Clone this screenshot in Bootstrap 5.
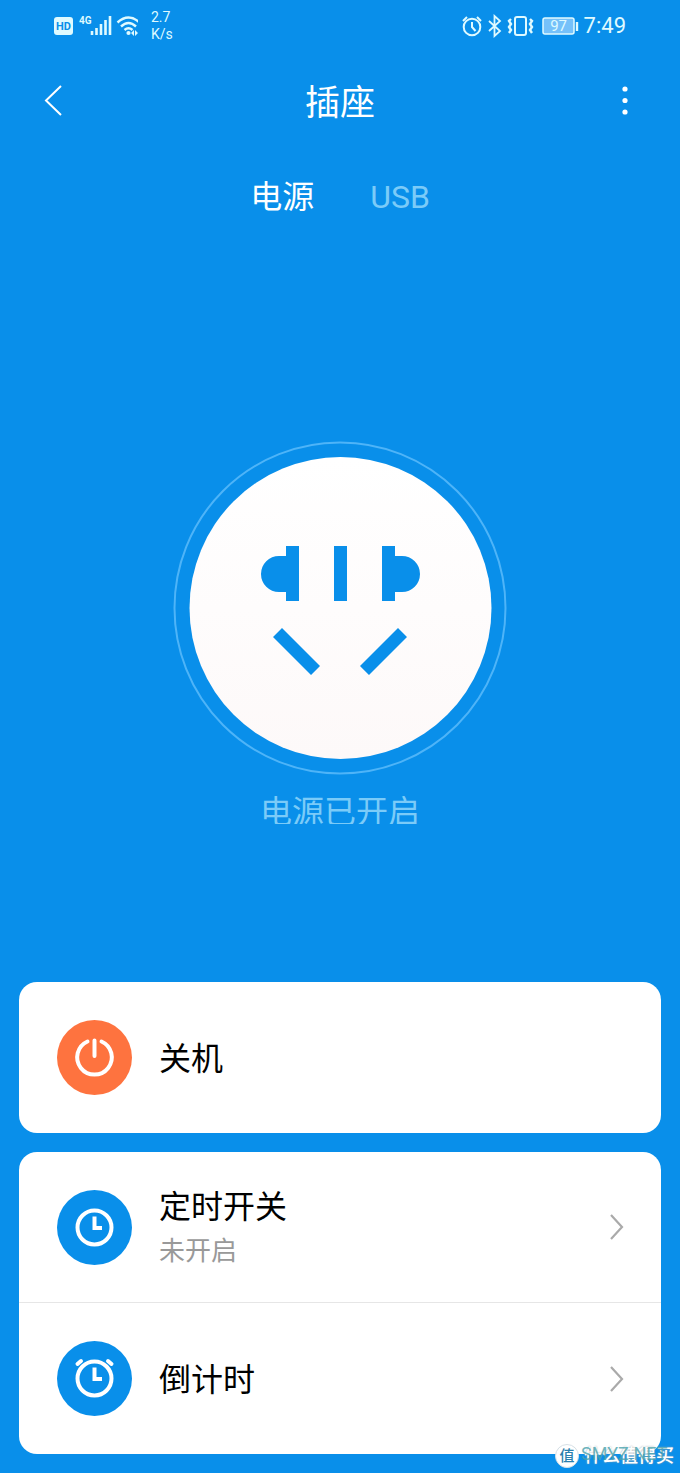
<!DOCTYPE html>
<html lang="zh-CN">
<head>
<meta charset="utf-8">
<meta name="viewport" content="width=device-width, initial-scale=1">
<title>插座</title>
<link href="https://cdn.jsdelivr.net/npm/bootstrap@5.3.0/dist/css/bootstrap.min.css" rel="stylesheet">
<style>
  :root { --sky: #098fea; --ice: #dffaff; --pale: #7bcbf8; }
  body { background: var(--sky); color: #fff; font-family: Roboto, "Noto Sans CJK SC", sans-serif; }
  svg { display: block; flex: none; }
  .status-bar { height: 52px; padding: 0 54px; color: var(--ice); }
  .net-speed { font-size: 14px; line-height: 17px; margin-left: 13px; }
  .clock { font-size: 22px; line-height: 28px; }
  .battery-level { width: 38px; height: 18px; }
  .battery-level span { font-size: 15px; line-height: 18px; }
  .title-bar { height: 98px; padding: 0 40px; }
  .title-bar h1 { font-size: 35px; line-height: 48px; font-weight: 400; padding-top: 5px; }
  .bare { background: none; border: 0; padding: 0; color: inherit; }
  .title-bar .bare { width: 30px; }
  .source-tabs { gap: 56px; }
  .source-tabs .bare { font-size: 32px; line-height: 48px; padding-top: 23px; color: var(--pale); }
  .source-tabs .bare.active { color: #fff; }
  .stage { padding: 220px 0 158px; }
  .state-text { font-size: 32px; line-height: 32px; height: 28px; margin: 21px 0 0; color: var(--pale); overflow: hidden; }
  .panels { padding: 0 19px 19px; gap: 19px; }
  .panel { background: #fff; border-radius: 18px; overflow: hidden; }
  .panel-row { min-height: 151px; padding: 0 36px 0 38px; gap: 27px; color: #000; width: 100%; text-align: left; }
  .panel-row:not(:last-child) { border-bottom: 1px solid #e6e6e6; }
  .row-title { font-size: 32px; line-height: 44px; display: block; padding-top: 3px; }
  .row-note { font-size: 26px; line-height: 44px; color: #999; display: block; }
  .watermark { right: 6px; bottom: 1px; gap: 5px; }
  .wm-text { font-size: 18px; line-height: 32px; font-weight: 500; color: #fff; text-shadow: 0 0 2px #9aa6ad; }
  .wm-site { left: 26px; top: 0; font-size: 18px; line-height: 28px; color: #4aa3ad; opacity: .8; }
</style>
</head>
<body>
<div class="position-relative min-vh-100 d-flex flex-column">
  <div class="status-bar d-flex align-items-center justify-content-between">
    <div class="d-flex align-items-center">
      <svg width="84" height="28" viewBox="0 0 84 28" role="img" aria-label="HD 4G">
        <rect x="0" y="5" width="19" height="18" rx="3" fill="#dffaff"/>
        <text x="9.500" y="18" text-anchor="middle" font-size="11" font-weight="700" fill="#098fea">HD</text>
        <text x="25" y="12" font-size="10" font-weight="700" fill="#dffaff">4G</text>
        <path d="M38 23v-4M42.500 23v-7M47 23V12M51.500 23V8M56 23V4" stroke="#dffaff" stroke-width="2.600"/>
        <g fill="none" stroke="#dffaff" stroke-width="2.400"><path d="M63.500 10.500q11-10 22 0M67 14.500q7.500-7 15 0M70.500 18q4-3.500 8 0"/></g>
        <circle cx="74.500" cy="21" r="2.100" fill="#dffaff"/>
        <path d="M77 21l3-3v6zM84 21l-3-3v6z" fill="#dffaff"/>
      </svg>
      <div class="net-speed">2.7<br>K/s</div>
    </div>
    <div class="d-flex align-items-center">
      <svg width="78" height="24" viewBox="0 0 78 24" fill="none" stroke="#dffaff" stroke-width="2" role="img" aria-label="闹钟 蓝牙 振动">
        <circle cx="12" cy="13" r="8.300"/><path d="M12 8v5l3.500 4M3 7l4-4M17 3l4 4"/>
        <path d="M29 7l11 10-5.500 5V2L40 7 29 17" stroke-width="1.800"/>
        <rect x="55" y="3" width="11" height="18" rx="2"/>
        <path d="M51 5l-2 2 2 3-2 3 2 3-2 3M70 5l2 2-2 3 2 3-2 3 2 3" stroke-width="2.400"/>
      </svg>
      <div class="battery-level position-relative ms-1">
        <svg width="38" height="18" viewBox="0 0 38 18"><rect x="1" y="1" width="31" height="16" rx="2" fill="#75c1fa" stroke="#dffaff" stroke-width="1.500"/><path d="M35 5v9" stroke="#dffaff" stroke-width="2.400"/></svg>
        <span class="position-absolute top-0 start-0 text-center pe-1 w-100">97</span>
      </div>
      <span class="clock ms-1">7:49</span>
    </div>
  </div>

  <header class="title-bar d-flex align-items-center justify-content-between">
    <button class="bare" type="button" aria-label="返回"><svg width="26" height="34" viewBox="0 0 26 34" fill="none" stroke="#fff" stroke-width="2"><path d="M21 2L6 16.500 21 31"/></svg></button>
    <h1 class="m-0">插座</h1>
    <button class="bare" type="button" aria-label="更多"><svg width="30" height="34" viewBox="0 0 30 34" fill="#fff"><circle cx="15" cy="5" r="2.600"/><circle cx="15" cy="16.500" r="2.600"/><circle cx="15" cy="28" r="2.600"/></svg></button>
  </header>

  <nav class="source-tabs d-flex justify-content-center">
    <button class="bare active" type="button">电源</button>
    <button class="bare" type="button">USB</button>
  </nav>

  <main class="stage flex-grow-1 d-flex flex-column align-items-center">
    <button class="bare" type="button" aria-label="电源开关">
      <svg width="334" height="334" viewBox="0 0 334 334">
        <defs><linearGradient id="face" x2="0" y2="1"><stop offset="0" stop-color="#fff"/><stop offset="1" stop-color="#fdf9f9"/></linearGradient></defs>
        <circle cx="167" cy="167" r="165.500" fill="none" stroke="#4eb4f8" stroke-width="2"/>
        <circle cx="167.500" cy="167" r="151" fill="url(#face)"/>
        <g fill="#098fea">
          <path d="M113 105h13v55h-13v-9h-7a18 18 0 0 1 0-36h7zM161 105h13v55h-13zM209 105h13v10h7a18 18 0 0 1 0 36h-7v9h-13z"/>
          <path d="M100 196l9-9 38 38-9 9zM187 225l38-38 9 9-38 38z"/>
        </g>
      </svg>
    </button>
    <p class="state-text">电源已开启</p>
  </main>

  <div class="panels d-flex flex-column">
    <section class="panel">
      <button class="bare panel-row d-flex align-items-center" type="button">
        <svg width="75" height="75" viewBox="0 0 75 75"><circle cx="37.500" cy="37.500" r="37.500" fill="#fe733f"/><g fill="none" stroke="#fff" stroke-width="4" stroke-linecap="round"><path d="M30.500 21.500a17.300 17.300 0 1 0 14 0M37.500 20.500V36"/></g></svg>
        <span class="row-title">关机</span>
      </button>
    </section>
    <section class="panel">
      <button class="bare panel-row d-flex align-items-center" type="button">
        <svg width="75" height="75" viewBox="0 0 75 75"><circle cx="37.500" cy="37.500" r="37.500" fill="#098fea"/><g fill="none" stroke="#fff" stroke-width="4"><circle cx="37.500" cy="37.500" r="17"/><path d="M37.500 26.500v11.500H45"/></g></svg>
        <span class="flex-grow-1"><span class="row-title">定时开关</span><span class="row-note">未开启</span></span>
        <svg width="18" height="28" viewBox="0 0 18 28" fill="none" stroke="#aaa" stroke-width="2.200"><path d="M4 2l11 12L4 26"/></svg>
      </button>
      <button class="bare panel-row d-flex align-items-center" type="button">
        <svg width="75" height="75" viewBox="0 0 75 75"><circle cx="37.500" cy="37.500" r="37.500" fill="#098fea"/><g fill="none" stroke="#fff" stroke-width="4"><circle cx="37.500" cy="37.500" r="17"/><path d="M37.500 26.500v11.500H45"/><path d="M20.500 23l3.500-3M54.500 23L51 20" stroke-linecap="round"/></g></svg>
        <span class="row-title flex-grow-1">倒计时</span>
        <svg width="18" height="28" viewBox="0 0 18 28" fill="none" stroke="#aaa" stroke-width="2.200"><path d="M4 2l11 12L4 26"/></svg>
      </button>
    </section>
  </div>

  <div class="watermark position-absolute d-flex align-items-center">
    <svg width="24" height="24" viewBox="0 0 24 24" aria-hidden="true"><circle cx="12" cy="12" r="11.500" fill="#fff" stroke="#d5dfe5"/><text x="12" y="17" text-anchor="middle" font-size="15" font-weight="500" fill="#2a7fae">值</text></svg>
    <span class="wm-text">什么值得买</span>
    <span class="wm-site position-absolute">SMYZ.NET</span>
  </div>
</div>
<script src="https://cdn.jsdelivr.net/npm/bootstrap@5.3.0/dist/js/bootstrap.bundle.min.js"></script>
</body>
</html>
...
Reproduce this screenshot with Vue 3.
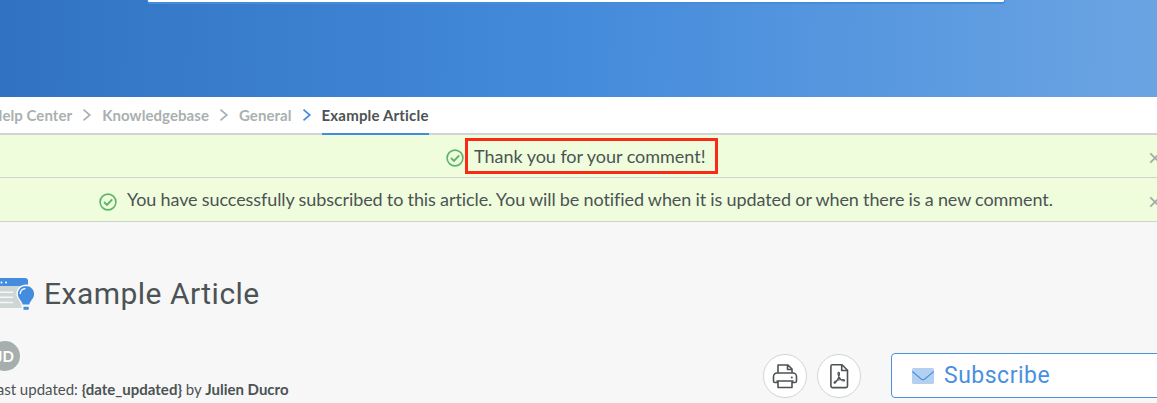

Exercise details: Pull out every line of the records above that contains the word "this".

Output:
Clone this screenshot in Bootstrap 5.
Reproduce this screenshot with Vue 3.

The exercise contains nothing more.